For the Bosque del Apache count the next day, Rebecca has long been responsible for the area within the count circle north of the refuge to Hwy 380 through the town of San Antonio, NM which we’ve done together for the last several years along with our friends Bernie and Pauline (and Lenny the dog). We had some good sightings that day, starting with a Phainopepla in a spot we’ve seen one before and right next to the car,
a Verdin, again in a likely location – not a great photo, but I’ll keep working on getting a better one,
most of the usual suspects, including large numbers of Western Meadowlarks in several spots.
I’d have never looked for that Verdin if Rebecca hadn’t recognized one calling as we drove slowly past some mesquite bushes. Her incredible birding by ear skills would later turn up a most unusual species, a small group of five Inca Dove buried in a large flock of other more commonly seen doves.
I can’t say I ever even detected that soft call, let alone would have recognized (as Rebecca did instantly) it as anything unusual. Good find!
Late in the afternoon, Bernie and Pauline took us to a hotspot they’d found earlier that day where we’d see Cedar Waxwings, bluebirds, American Kestrel, Phainopepla, and several other species, most notably one that would turn out to be a Prairie Falcon. Not a bird I’ve seen very often at all, this was the first we’d get close looks at and that for me was the first time I’d realize how similar their facial markings are to a Peregrine Falcon (also not often seen but more often than a Prairie).
Sunday morning, I wandered down to Corrales again to check on my owls for a friend that hadn’t succeeded in seeing them earlier in the week, and hoping to maybe see the kingfisher or teal we’d stumbled across scouting almost a week earlier.

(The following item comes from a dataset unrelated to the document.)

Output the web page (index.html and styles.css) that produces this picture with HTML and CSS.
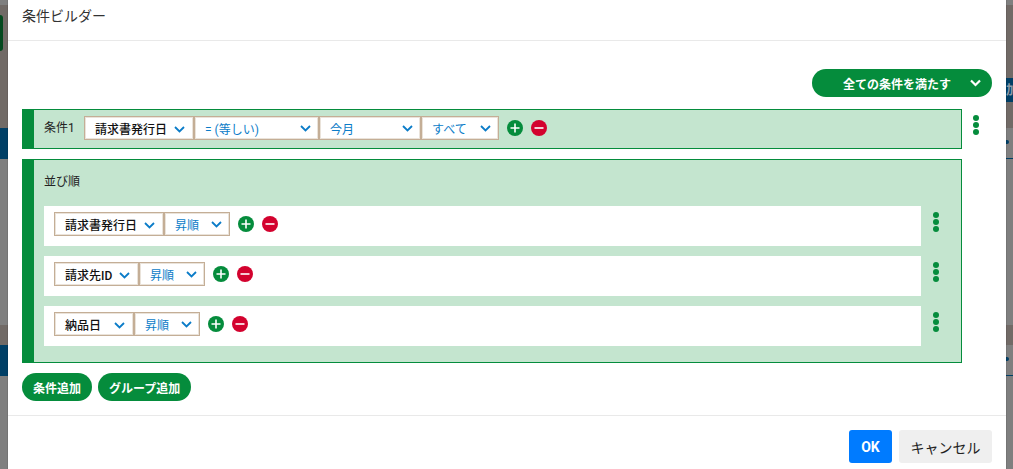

Waldo and Waldette were right there in the same tree, and my friends also would find them there later that day.
A couple of days later I got out to Embudito for a short visit. It was a bit windy and the birds were mostly hiding, but I got a nice shot of a Bushtit
and had a scrub jay making quite a bit of a racket in the scrub oak.
Friday morning had me checking out Los Poblanos Open Space unsuccessfully hoping to see a Northern Harrier or one of the other raptors that tend to hang around there at this time of year along with all the Sandhill Crane and Canada Geese. No harrier (or even any screech-owls in those nest boxes), but did get a fun picture of a young Cooper’s Hawk eyeing me from a Russian Olive near the vegetable gardens.
Count Day for the Albuquerque Christmas Bird Count started out a bit chilly and a few clouds started building, but the weather would turn quite pleasant, sunny and warm later in the day before a bit of a breeze kicked in at the end. Usually for this count, we spend most of our time cruising around in a warm car without doing much walking, but this year spent quite a bit more time walking and exploring a few areas that we don’t often visit. Cedar Waxwings were seen in several spots, including some early on, so we knew it was going to be a good day. We’d go a little out of our way to ensure Waldo and Waldette were included in the count, since I’ve rarely found an owl anywhere in December,
and Waldette (I’m assuming since females tend to be a little larger than males) continued to pose for her close-up.
Interestingly that day they had moved back to the tree I’d first seen one in on December 5 before they’d moved a bit further north for the last couple of weeks.
A house along the ditch with a variety of bird feeders attracted a good number of species, including a flock of Bushtits that would flit among the bushes, take a break at the feeders, and then take off somewhere before returning a few minutes later. Fun to get this shot of a pair of them goofing around in the open.
Also got a nice photo of this adult Cooper’s Hawk bathing in the ditch. I’d first spotted it from quite far away and was surprised it let me close in and pass right by without taking off in alarm; I’m guessing it figured it was pretty well-hidden and it would only slowly turn its head to keep an eye on me as I passed.
At one spot we had a few turkeys wandering around I thought look like Wild Turkey, but that are probably being fed regularly by the neighbors as I suspect is true for other flocks I’ve seen recently in Corrales.
Toward the end of our day, it was fun coming across a pair of Belted Kingfishers unusually staying put on a phone line hanging above the dirt road along a ditch despite people occasionally driving by in cars or even out walking their dogs. Here’s the best I got of the male
and then the female.
And it wouldn’t be Christmas (or at least winter) around here without a visit to the Crest for the rosy-finches, where Rebecca and I joined some friends visiting from Arizona the next day. The birds, lifers for our friends, put on quite the show for the holidays!